SET TASK: Return the material word for word. Do not include pictures.

GIVEN MATERIAL:
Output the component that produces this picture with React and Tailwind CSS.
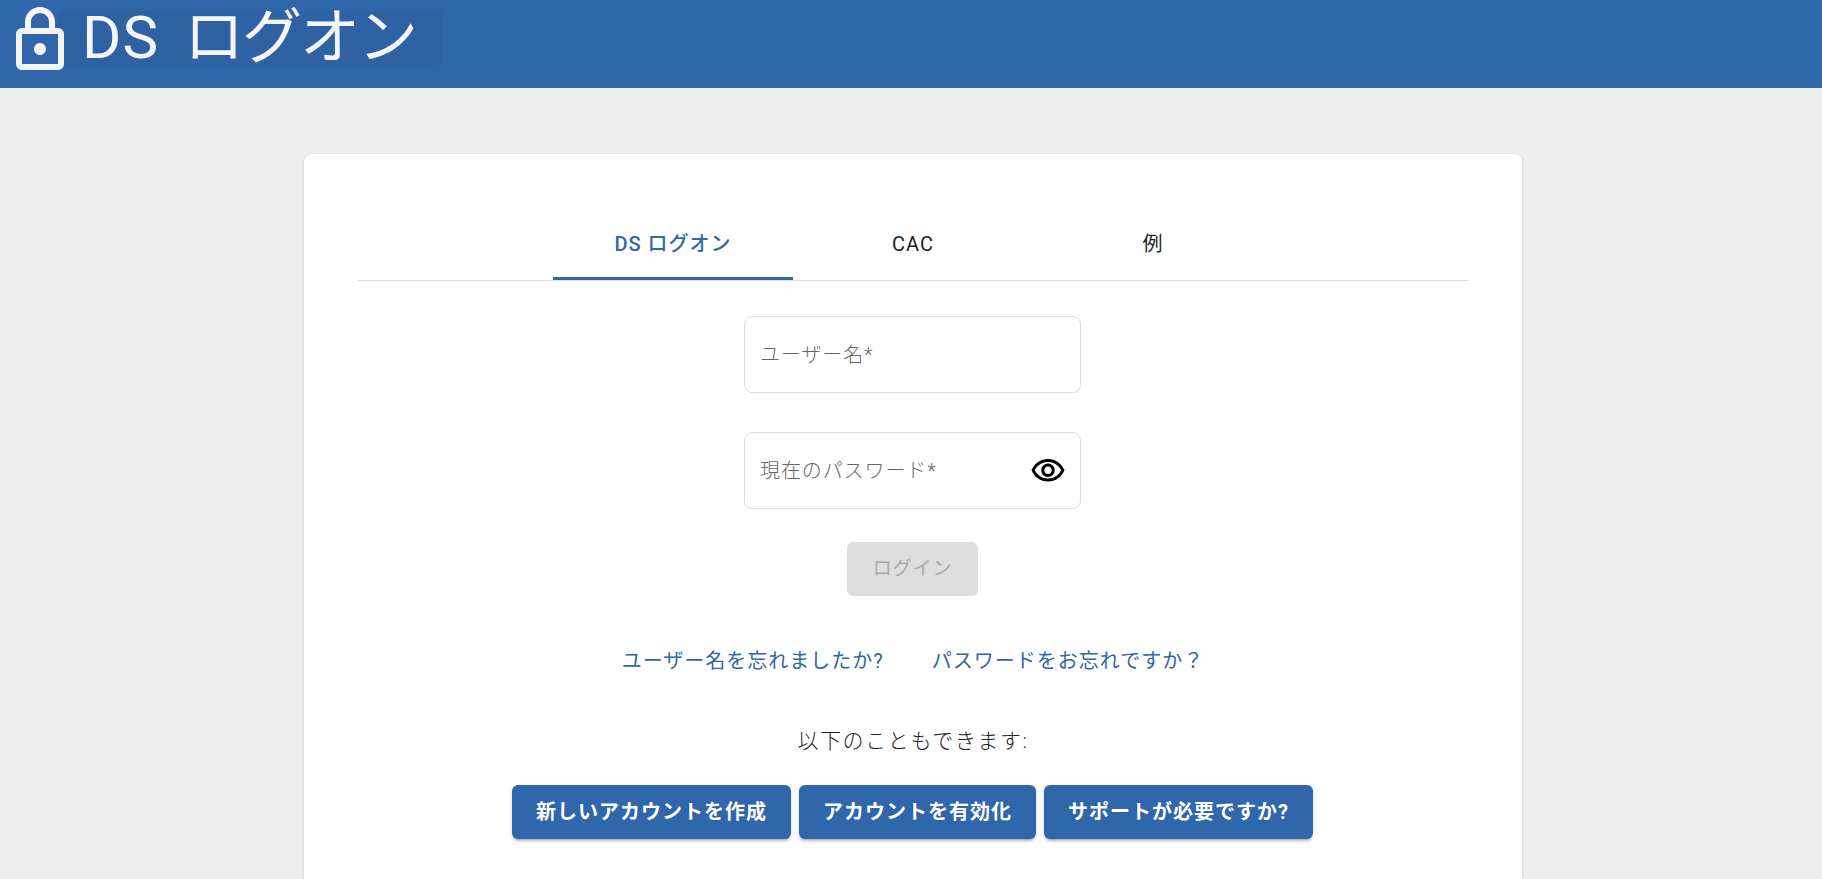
const font = "font-['Roboto','Noto_Sans_CJK_JP',sans-serif]";

function LockIcon() {
  return (
    <svg viewBox="0 0 24 24" className="relative z-10 -mt-[8px] h-[72px] w-[72px] shrink-0 fill-[#f5f5f5]">
      <path d="M18 8h-1V6c0-2.76-2.24-5-5-5S7 3.24 7 6v2H6c-1.1 0-2 .9-2 2v10c0 1.1.9 2 2 2h12c1.1 0 2-.9 2-2V10c0-1.1-.9-2-2-2zM9 6c0-1.66 1.34-3 3-3s3 1.34 3 3v2H9V6zm9 14H6V10h12v10zm-6-3c1.1 0 2-.9 2-2s-.9-2-2-2-2 .9-2 2 .9 2 2 2z" />
    </svg>
  );
}

function EyeIcon() {
  return (
    <svg viewBox="0 0 24 24" className="h-9 w-9 shrink-0 fill-black">
      <path d="M12 6c3.79 0 7.17 2.13 8.82 5.5C19.17 14.87 15.79 17 12 17s-7.17-2.13-8.82-5.5C4.83 8.13 8.21 6 12 6m0-2C7 4 2.73 7.11 1 11.5 2.73 15.89 7 19 12 19s9.27-3.11 11-7.5C21.27 7.11 17 4 12 4zm0 5c1.38 0 2.5 1.12 2.5 2.5S13.38 14 12 14s-2.5-1.12-2.5-2.5S10.62 9 12 9m0-2c-2.48 0-4.5 2.02-4.5 4.5S9.52 16 12 16s4.5-2.02 4.5-4.5S14.48 7 12 7z" />
    </svg>
  );
}

function Tab({ children, active }) {
  return (
    <div
      className={
        active
          ? "flex h-[74px] w-[240px] items-center justify-center border-b-[3px] border-[#3066aa] pt-[4px] text-[20px] font-medium tracking-[1px] text-[#3066aa]"
          : "flex h-[74px] w-[240px] items-center justify-center pt-[2px] text-[20px] tracking-[1px] text-[#222222]"
      }
    >
      {children}
    </div>
  );
}

function Field({ label, icon }) {
  return (
    <div className="flex h-[77px] w-[337px] items-center justify-between rounded-[8px] border border-[#dddddd] pl-[15px] pr-[14px]">
      <span className="text-[20px] font-light tracking-[0.9px] text-[#666666]">{label}</span>
      {icon}
    </div>
  );
}

function ActionButton({ children }) {
  return (
    <button className="flex h-[54px] items-center rounded-[6px] bg-[#3066aa] px-6 text-[20px] font-bold tracking-[1px] text-white shadow-[0_3px_3px_-2px_rgba(0,0,0,0.3),0_2px_4px_rgba(0,0,0,0.14)]">
      {children}
    </button>
  );
}

export default function App() {
  return (
    <div className={`flex h-[879px] flex-col overflow-hidden bg-[#eeeeee] ${font}`}>
      <header className="flex h-[88px] shrink-0 items-center bg-[#3066aa] pl-1">
        <LockIcon />
        <h1 className="-ml-[18px] -mt-[12px] flex h-[54px] w-[385px] items-center whitespace-pre rounded-[6px] bg-[#2f62a2] pl-[24px] text-[60px] font-normal leading-none tracking-[1px] text-[#f5f5f5]">
          DS <span className="ml-[9px] tracking-[-2px]">ログオン</span>
        </h1>
      </header>

      <main className="ml-[304px] mt-[66px] flex w-[1218px] flex-1 flex-col items-center rounded-t-[8px] bg-white px-[54px] pt-[52px] shadow-[0_1px_3px_rgba(0,0,0,0.2)]">
        <nav className="flex w-full justify-center border-b border-[#dddddd]">
          <Tab active>DS ログオン</Tab>
          <Tab>CAC</Tab>
          <Tab>例</Tab>
        </nav>

        <div className="mr-[1px] mt-[35px] flex flex-col gap-[39px]">
          <Field label="ユーザー名*" />
          <Field label="現在のパスワード*" icon={<EyeIcon />} />
        </div>

        <button className="mr-[1px] mt-[33px] flex h-[54px] w-[131px] items-center justify-center rounded-[6px] bg-[#dedede] text-[19px] tracking-[0.9px] text-[#a8a8a8]">
          ログイン
        </button>

        <div className="mt-[49px] flex gap-[48px] text-[20px] font-normal leading-[32px] tracking-[1px] text-[#3066aa]">
          <a>ユーザー名を忘れましたか?</a>
          <a>パスワードをお忘れですか？</a>
        </div>

        <p className="mt-[48px] text-[21px] font-light leading-[32px] tracking-[1.6px] text-[#222222]">
          以下のこともできます:
        </p>

        <div className="mr-[1px] mt-[28px] flex gap-2">
          <ActionButton>新しいアカウントを作成</ActionButton>
          <ActionButton>アカウントを有効化</ActionButton>
          <ActionButton>サポートが必要ですか?</ActionButton>
        </div>
      </main>
    </div>
  );
}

SOLUTION FOR THIS TASK:
Output the component that produces this picture with React and Tailwind CSS.
const font = "font-['Roboto','Noto_Sans_CJK_JP',sans-serif]";

function LockIcon() {
  return (
    <svg viewBox="0 0 24 24" className="relative z-10 -mt-[8px] h-[72px] w-[72px] shrink-0 fill-[#f5f5f5]">
      <path d="M18 8h-1V6c0-2.76-2.24-5-5-5S7 3.24 7 6v2H6c-1.1 0-2 .9-2 2v10c0 1.1.9 2 2 2h12c1.1 0 2-.9 2-2V10c0-1.1-.9-2-2-2zM9 6c0-1.66 1.34-3 3-3s3 1.34 3 3v2H9V6zm9 14H6V10h12v10zm-6-3c1.1 0 2-.9 2-2s-.9-2-2-2-2 .9-2 2 .9 2 2 2z" />
    </svg>
  );
}

function EyeIcon() {
  return (
    <svg viewBox="0 0 24 24" className="h-9 w-9 shrink-0 fill-black">
      <path d="M12 6c3.79 0 7.17 2.13 8.82 5.5C19.17 14.87 15.79 17 12 17s-7.17-2.13-8.82-5.5C4.83 8.13 8.21 6 12 6m0-2C7 4 2.73 7.11 1 11.5 2.73 15.89 7 19 12 19s9.27-3.11 11-7.5C21.27 7.11 17 4 12 4zm0 5c1.38 0 2.5 1.12 2.5 2.5S13.38 14 12 14s-2.5-1.12-2.5-2.5S10.62 9 12 9m0-2c-2.48 0-4.5 2.02-4.5 4.5S9.52 16 12 16s4.5-2.02 4.5-4.5S14.48 7 12 7z" />
    </svg>
  );
}

function Tab({ children, active }) {
  return (
    <div
      className={
        active
          ? "flex h-[74px] w-[240px] items-center justify-center border-b-[3px] border-[#3066aa] pt-[4px] text-[20px] font-medium tracking-[1px] text-[#3066aa]"
          : "flex h-[74px] w-[240px] items-center justify-center pt-[2px] text-[20px] tracking-[1px] text-[#222222]"
      }
    >
      {children}
    </div>
  );
}

function Field({ label, icon }) {
  return (
    <div className="flex h-[77px] w-[337px] items-center justify-between rounded-[8px] border border-[#dddddd] pl-[15px] pr-[14px]">
      <span className="text-[20px] font-light tracking-[0.9px] text-[#666666]">{label}</span>
      {icon}
    </div>
  );
}

function ActionButton({ children }) {
  return (
    <button className="flex h-[54px] items-center rounded-[6px] bg-[#3066aa] px-6 text-[20px] font-bold tracking-[1px] text-white shadow-[0_3px_3px_-2px_rgba(0,0,0,0.3),0_2px_4px_rgba(0,0,0,0.14)]">
      {children}
    </button>
  );
}

export default function App() {
  return (
    <div className={`flex h-[879px] flex-col overflow-hidden bg-[#eeeeee] ${font}`}>
      <header className="flex h-[88px] shrink-0 items-center bg-[#3066aa] pl-1">
        <LockIcon />
        <h1 className="-ml-[18px] -mt-[12px] flex h-[54px] w-[385px] items-center whitespace-pre rounded-[6px] bg-[#2f62a2] pl-[24px] text-[60px] font-normal leading-none tracking-[1px] text-[#f5f5f5]">
          DS <span className="ml-[9px] tracking-[-2px]">ログオン</span>
        </h1>
      </header>

      <main className="ml-[304px] mt-[66px] flex w-[1218px] flex-1 flex-col items-center rounded-t-[8px] bg-white px-[54px] pt-[52px] shadow-[0_1px_3px_rgba(0,0,0,0.2)]">
        <nav className="flex w-full justify-center border-b border-[#dddddd]">
          <Tab active>DS ログオン</Tab>
          <Tab>CAC</Tab>
          <Tab>例</Tab>
        </nav>

        <div className="mr-[1px] mt-[35px] flex flex-col gap-[39px]">
          <Field label="ユーザー名*" />
          <Field label="現在のパスワード*" icon={<EyeIcon />} />
        </div>

        <button className="mr-[1px] mt-[33px] flex h-[54px] w-[131px] items-center justify-center rounded-[6px] bg-[#dedede] text-[19px] tracking-[0.9px] text-[#a8a8a8]">
          ログイン
        </button>

        <div className="mt-[49px] flex gap-[48px] text-[20px] font-normal leading-[32px] tracking-[1px] text-[#3066aa]">
          <a>ユーザー名を忘れましたか?</a>
          <a>パスワードをお忘れですか？</a>
        </div>

        <p className="mt-[48px] text-[21px] font-light leading-[32px] tracking-[1.6px] text-[#222222]">
          以下のこともできます:
        </p>

        <div className="mr-[1px] mt-[28px] flex gap-2">
          <ActionButton>新しいアカウントを作成</ActionButton>
          <ActionButton>アカウントを有効化</ActionButton>
          <ActionButton>サポートが必要ですか?</ActionButton>
        </div>
      </main>
    </div>
  );
}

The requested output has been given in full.